While the country was liberated, it was also in ruins, and so my mom decided we should reunite with her family in Cyprus. They were out of the country when the invasion happened and had been stranded, finally ending up in Cyprus. The airport in Kuwait was destroyed so my cousin drove my mom, sisters and I to Bahrain, the nearest functioning airport. It was a six hour journey driving through oil wells on fire in the desert. Any kid growing up next to an oil refinery will tell you they look like futuristic cities at night. But burning, they looked primordial, like machines committing mass suicide. Bubbling, gurgling, blackening the earth with tar and fire. Dawood played one cassette tape throughout the journey, the album MCMXC a.D. by Enigma. No one spoke a word. I remember my ears zeroing in on the Gregorian chant on this record. I'd never heard singing like that—I was enraptured. The Wrath of God scenery, the devotional singing to the Creator; nothing could have made the journey out of burning Kuwait more mythical.

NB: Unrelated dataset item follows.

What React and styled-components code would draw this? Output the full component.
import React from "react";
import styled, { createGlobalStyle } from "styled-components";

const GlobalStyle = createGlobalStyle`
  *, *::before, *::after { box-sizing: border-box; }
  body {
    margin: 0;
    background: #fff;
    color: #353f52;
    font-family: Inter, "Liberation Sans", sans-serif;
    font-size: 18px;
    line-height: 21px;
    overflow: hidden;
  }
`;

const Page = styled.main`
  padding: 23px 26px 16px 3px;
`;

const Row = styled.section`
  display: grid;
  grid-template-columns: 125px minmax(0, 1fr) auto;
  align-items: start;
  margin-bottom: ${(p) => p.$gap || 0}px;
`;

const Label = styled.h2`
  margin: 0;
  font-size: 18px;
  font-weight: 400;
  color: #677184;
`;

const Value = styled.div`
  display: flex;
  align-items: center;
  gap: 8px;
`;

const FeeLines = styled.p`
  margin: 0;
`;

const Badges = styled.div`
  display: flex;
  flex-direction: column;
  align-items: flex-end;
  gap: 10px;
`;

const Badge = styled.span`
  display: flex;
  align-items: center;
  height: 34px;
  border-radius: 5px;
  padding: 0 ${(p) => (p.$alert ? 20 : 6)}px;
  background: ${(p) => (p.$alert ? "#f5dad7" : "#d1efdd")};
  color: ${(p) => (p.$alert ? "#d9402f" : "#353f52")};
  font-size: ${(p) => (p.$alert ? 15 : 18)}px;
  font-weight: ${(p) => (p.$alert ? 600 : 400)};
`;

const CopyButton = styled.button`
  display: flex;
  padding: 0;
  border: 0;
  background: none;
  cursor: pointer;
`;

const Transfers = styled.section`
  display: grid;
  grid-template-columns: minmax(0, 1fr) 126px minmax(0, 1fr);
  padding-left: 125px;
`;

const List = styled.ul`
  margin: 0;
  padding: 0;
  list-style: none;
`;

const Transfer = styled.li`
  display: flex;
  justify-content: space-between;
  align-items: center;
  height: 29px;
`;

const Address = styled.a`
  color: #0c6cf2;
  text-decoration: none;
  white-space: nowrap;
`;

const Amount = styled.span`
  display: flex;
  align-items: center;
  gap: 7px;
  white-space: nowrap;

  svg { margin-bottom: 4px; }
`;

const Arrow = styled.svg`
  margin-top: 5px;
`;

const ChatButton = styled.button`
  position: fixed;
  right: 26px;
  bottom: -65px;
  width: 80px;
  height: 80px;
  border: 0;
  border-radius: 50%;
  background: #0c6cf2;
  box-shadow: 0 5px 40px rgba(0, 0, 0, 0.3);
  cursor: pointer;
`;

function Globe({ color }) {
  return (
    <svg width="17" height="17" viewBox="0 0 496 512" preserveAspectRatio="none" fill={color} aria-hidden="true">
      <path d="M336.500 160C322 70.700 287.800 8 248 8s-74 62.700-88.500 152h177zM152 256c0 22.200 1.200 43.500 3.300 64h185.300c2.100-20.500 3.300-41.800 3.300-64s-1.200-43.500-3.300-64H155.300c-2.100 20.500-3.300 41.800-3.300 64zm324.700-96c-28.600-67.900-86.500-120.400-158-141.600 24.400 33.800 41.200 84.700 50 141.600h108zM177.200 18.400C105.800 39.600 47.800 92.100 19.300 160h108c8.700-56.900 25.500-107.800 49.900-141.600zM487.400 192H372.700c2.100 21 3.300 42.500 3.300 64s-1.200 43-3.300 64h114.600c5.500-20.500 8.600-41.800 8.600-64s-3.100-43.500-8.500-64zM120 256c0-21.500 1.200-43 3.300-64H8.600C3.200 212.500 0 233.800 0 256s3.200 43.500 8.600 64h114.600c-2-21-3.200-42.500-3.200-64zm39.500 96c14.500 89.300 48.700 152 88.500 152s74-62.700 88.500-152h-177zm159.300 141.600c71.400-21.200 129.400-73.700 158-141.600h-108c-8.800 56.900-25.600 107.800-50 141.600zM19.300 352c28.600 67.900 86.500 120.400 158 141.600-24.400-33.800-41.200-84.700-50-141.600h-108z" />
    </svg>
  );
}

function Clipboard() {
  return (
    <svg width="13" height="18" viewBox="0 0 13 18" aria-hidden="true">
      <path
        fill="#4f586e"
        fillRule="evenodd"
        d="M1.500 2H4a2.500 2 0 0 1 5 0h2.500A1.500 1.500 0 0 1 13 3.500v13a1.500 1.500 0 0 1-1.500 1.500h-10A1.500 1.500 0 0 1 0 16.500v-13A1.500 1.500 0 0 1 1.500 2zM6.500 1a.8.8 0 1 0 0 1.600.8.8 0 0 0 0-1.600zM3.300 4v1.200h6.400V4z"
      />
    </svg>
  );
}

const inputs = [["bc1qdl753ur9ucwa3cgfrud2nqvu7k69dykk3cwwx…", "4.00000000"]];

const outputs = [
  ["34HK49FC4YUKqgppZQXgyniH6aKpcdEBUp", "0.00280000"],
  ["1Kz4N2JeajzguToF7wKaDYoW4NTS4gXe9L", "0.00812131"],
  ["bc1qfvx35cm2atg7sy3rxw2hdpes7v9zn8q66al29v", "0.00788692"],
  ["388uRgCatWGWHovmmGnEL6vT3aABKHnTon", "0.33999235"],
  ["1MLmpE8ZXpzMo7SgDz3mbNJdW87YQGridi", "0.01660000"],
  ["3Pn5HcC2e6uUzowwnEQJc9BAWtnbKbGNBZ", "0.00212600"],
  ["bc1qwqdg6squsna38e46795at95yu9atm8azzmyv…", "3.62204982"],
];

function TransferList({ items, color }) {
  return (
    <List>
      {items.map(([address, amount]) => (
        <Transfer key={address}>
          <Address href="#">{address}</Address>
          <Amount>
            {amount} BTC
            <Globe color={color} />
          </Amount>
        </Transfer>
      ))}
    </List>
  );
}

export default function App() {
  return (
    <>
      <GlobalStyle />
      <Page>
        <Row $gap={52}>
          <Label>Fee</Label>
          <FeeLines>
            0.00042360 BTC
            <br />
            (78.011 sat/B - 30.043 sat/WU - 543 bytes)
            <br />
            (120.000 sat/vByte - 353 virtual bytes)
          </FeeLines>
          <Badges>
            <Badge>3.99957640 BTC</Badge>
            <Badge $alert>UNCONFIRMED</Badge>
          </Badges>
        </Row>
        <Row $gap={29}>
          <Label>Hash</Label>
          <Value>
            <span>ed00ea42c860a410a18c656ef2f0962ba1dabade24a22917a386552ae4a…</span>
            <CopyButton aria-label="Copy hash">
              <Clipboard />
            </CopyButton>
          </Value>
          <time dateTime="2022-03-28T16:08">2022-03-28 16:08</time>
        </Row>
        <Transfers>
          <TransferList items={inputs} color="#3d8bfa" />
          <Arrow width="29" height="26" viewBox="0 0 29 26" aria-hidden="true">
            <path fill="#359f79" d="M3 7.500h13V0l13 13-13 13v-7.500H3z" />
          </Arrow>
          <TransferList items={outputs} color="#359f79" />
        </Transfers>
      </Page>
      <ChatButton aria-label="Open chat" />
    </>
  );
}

I've been consciously and unconsciously writing an internal soundtrack for that car journey ever since, attempting to capture the range of emotions I felt. Something about Gregorian chant and 8-bit video game choirs converged in me in that moment. An epiphany that the human choir is the greatest sound on earth, and all its manifestations—real, artificial, and distorted—are all equally beautiful, illuminating every edge of our past and current realities. A fragile reality that could be extinguished at any moment. In the years that followed, I’ve attempted to recreate choral music, using an array of virtual instrument choir pads or my own voice. For during that car journey out of Hell, my grandmother's spell was finally broken. My love of music was fully restored.